Copy all of the material word for word, except for the pictures.
START INFORMATION PROVIDED
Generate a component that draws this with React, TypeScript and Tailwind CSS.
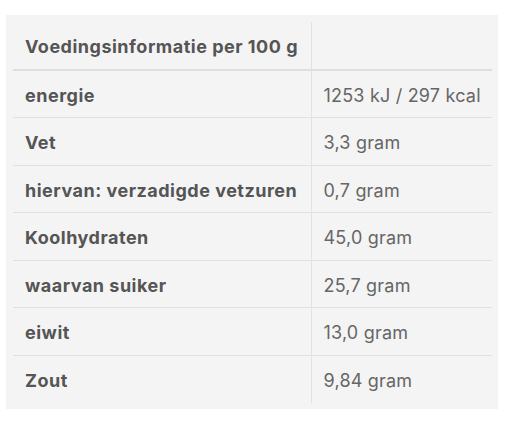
import React from "react";

const rows: [string, string][] = [
  ["energie", "1253 kJ / 297 kcal"],
  ["Vet", "3,3 gram"],
  ["hiervan: verzadigde vetzuren", "0,7 gram"],
  ["Koolhydraten", "45,0 gram"],
  ["waarvan suiker", "25,7 gram"],
  ["eiwit", "13,0 gram"],
  ["Zout", "9,84 gram"],
];

const App = () => {
  return (
    <div className="w-[510px] h-[422px] bg-white pt-[15px] pl-[6px] font-['Inter',sans-serif]">
      <div className="w-[492px] h-[394px] bg-[#f4f4f4] pl-[7px] pt-[7px]">
        <table className="w-[479px] border-collapse text-[18px] text-[#555]">
          <thead>
            <tr className="h-[48px] border-b-2 border-[#dedede]">
              <th className="w-[298px] pl-3 pt-[2px] text-left font-bold tracking-[0.5px] border-r border-[#e2e2e2]">
                Voedingsinformatie per 100 g
              </th>
              <th />
            </tr>
          </thead>
          <tbody>
            {rows.map(([label, value], i) => (
              <tr
                key={label}
                className={i < rows.length - 1 ? "h-[47.5px] border-b border-[#e0e0e0]" : "h-[47.5px]"}
              >
                <td className="pl-3 pt-[3px] font-bold tracking-[0.5px] border-r border-[#e2e2e2]">{label}</td>
                <td className="pl-3 pt-[3px] text-[#666] tracking-[0.2px]">{value}</td>
              </tr>
            ))}
          </tbody>
        </table>
      </div>
    </div>
  );
};

export default App;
END INFORMATION PROVIDED
### SOLUTION
Generate a component that draws this with React, TypeScript and Tailwind CSS.
import React from "react";

const rows: [string, string][] = [
  ["energie", "1253 kJ / 297 kcal"],
  ["Vet", "3,3 gram"],
  ["hiervan: verzadigde vetzuren", "0,7 gram"],
  ["Koolhydraten", "45,0 gram"],
  ["waarvan suiker", "25,7 gram"],
  ["eiwit", "13,0 gram"],
  ["Zout", "9,84 gram"],
];

const App = () => {
  return (
    <div className="w-[510px] h-[422px] bg-white pt-[15px] pl-[6px] font-['Inter',sans-serif]">
      <div className="w-[492px] h-[394px] bg-[#f4f4f4] pl-[7px] pt-[7px]">
        <table className="w-[479px] border-collapse text-[18px] text-[#555]">
          <thead>
            <tr className="h-[48px] border-b-2 border-[#dedede]">
              <th className="w-[298px] pl-3 pt-[2px] text-left font-bold tracking-[0.5px] border-r border-[#e2e2e2]">
                Voedingsinformatie per 100 g
              </th>
              <th />
            </tr>
          </thead>
          <tbody>
            {rows.map(([label, value], i) => (
              <tr
                key={label}
                className={i < rows.length - 1 ? "h-[47.5px] border-b border-[#e0e0e0]" : "h-[47.5px]"}
              >
                <td className="pl-3 pt-[3px] font-bold tracking-[0.5px] border-r border-[#e2e2e2]">{label}</td>
                <td className="pl-3 pt-[3px] text-[#666] tracking-[0.2px]">{value}</td>
              </tr>
            ))}
          </tbody>
        </table>
      </div>
    </div>
  );
};

export default App;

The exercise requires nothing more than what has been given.